Choudary’s conviction – and why we don’t need an extremism offence

Aug 17, 2016 by

by Paul Goodman, Conservative Home:

The Home Office once told this site that an Extremism Bill, contained in the list of measures announced in May when David Cameron was Prime Minister, was necessary if the likes of Anjem Choudary were to be charged and convicted – in other words, people who don’t themselves commit violent acts but incite other people to do so.

None the less, the odious Choudary is at last on his way to prison.  There are claims this morning that his series of front organisations was connected to at least 15 terror plots: his organisation was certainly linked to the 7/7 murderers, Richard Reid (the shoe bomber) and the killer of Lee Rigby.  Many who hear the news will feel both satisfaction, because Choudary is now behind bars, and bewilderment, because they will wonder what took the authorities so long.  Certainly, there are questions to be answered about why he was allowed by the state to claim benefits and by social media effectively to use it to recruit.  And as we wrote previously, “it is a damning condemnation of our culture that broadcasters effectively collaborate in building up his influence and reach by giving him publicity”.

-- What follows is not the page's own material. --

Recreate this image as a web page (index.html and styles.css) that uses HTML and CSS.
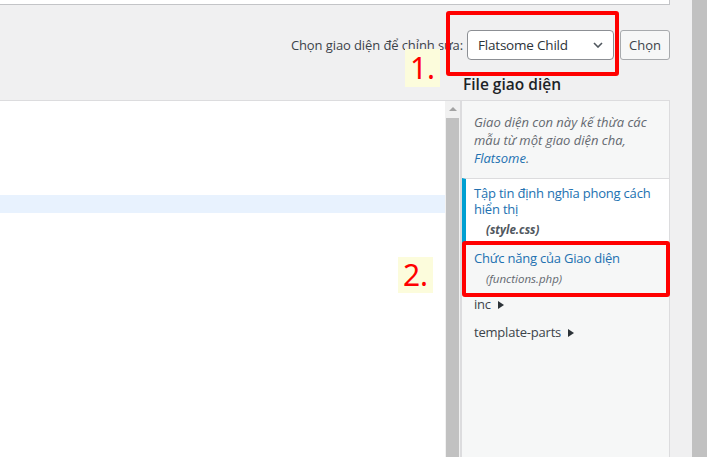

We also suggested that there was a gap in the law which the likes of Choudary can exploit, but there are two main reasons for believing than an Extremism Bill may not be the solution to it.  First, there is the simple fact that Choudary is at last in jail: so there may not be an insuperable problem after all.  Second, there is no sign to date that the Government will come up with a workable definition of extremism.  One PPS to a Minister suggested that anti-extremism legislation could be used against opponents of same-sex marriage, a view echoed in a standard letter from no less senior a Minister than the former Chancellor of the Exchequer.  One definition, from the Government’s counter-extremism strategy, focuses on “vocal or active opposition to fundamental British values”.